After a good while and some 50-for-the-price of-25 cl. mugs of beer, we headed to the Irish Times, a local bar that serves the English-speaking population where a friend of Ariana and Margeaux’s was supposed to get Ariana a free drink. Alas, we’d arrived too late, but the waiter begrudgingly forked over a shot of tequila on the house. I passed up the opportunity for a delicious-sounding mixed shot of Bailey’s, Amaretto and whipped cream, interestingly called “The Blowjob” which perhaps partially refers to the cream-part, and partially to the fact that you’re supposed to drink it “No Hands!”, calling for some pretty advanced lip suction if you don’t want 5 euros worth of alcohol drizzling down your neck. Margeaux treated Ariana to the concoction, which she nearly succeeded at drinking by the book (pictures to come, once I get them from Ariana), but at the last minute she had to raise a hand to steady the rather unwieldy glass).
And thus was my day... after getting a tad lost (*ahem* I swear I didn’t decide to “take a shortcut” through Petit France at one in the morning, walking by myself... I swear I didn’t... and even if I had – which I didn’t of course – it’s my dad’s blood that made me... not my fault...*), I finally made it back to the apartment, tired enough to finally sleep through the night... which lasted until 1 this afternoon.
I’ll stop with the updates now, as it’s nearly 9 pm and I haven’t had dinner yet – I told Mme.

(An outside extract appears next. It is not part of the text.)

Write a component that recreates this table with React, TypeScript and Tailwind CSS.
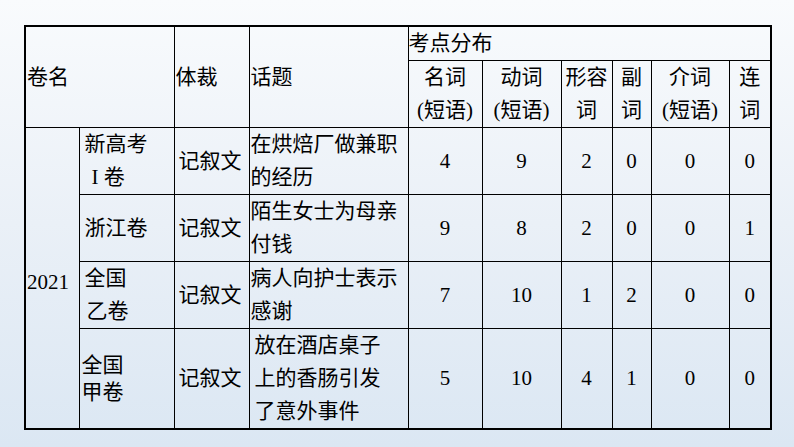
const rows = [
  {
    name: (
      <>
        新高考
        <br />
        <span className="ml-[7px]">I 卷</span>
      </>
    ),
    namePad: "pl-[5px]",
    topic: ["在烘焙厂做兼职", "的经历"],
    topicPad: "pl-[1px]",
    nums: ["4", "9", "2", "0", "0", "0"],
    h: "h-[67px]",
  },
  {
    name: <>浙江卷</>,
    namePad: "pl-[5px]",
    topic: ["陌生女士为母亲", "付钱"],
    topicPad: "pl-[1px]",
    nums: ["9", "8", "2", "0", "0", "1"],
    h: "h-[67px]",
  },
  {
    name: (
      <>
        全国
        <br />
        <span className="ml-[2px]">乙卷</span>
      </>
    ),
    namePad: "pl-[5px]",
    topic: ["病人向护士表示", "感谢"],
    topicPad: "pl-[1px]",
    nums: ["7", "10", "1", "2", "0", "0"],
    h: "h-[67px]",
  },
  {
    name: (
      <span className="block leading-[27px]">
        全国
        <br />
        甲卷
      </span>
    ),
    namePad: "pl-[2px]",
    topic: ["放在酒店桌子", "上的香肠引发", "了意外事件"],
    topicPad: "pl-[5px]",
    nums: ["5", "10", "4", "1", "0", "0"],
    h: "h-[100px]",
  },
];

const cell = "border border-black p-0 align-middle";

export default function App() {
  return (
    <div
      className="h-[447px] w-[794px] overflow-hidden bg-gradient-to-b from-[#f9fbfd] via-[#eaf0f7] to-[#dbe7f3] pl-[24px] pt-[25px] text-[21px] leading-[33px] text-black"
      style={{ fontFamily: '"Liberation Serif", "Noto Sans CJK SC", serif' }}
    >
      <table className="table-fixed border-collapse border-2 border-black">
        <colgroup>
          <col className="w-[54px]" />
          <col className="w-[95px]" />
          <col className="w-[75px]" />
          <col className="w-[159px]" />
          <col className="w-[74px]" />
          <col className="w-[79px]" />
          <col className="w-[51px]" />
          <col className="w-[39px]" />
          <col className="w-[78px]" />
          <col className="w-[42px]" />
        </colgroup>
        <thead>
          <tr className="h-[34px]">
            <th colSpan={2} rowSpan={2} className={`${cell} pl-[1px] text-left font-normal`}>
              卷名
            </th>
            <th rowSpan={2} className={`${cell} pl-[1px] text-left font-normal`}>
              体裁
            </th>
            <th rowSpan={2} className={`${cell} pl-[1px] text-left font-normal`}>
              话题
            </th>
            <th colSpan={6} className={`${cell} text-left font-normal`}>
              考点分布
            </th>
          </tr>
          <tr className="h-[67px]">
            {["名词", "动词", "形容", "副", "介词", "连"].map((t, i) => (
              <th key={i} className={`${cell} text-center font-normal`}>
                {t}
                <br />
                {i === 2 || i === 3 || i === 5 ? "词" : "(短语)"}
              </th>
            ))}
          </tr>
        </thead>
        <tbody>
          {rows.map((r, i) => (
            <tr key={i} className={r.h}>
              {i === 0 && (
                <td rowSpan={4} className={`${cell} pl-[1px] pt-[8px] text-left`}>
                  2021
                </td>
              )}
              <td className={`${cell} ${r.namePad}`}>{r.name}</td>
              <td className={`${cell} pl-[4px]`}>记叙文</td>
              <td className={`${cell} ${r.topicPad}`}>
                {r.topic.map((t, j) => (
                  <div key={j}>{t}</div>
                ))}
              </td>
              {r.nums.map((n, j) => (
                <td key={j} className={`${cell} text-center`}>
                  {n}
                </td>
              ))}
            </tr>
          ))}
        </tbody>
      </table>
    </div>
  );
}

I’d take care of it on my own tonight, since I new I had copious internet-business to take care of, and I didn’t think I’d be back in time for the usual 7:30-8:00 dinner hour.
À bientôt!
* p.s. for any worried souls out there, Strasbourg is a relatively safe city, and while it is recommended that one take a taxi after about 3 am, students of the past have felt fairly safe walking around fairly late in the night. What’s more, I didn’t bring a purse with me, on recommendation, so that were I to be spotted by an unsavory soul, I’d be less appealing. Not to mention the whole “it’s all in how you hold yourself” and I’ve really been practicing the french stature, holding yourself tall and confident, with obvious business to be taken care of and no time for pish posh.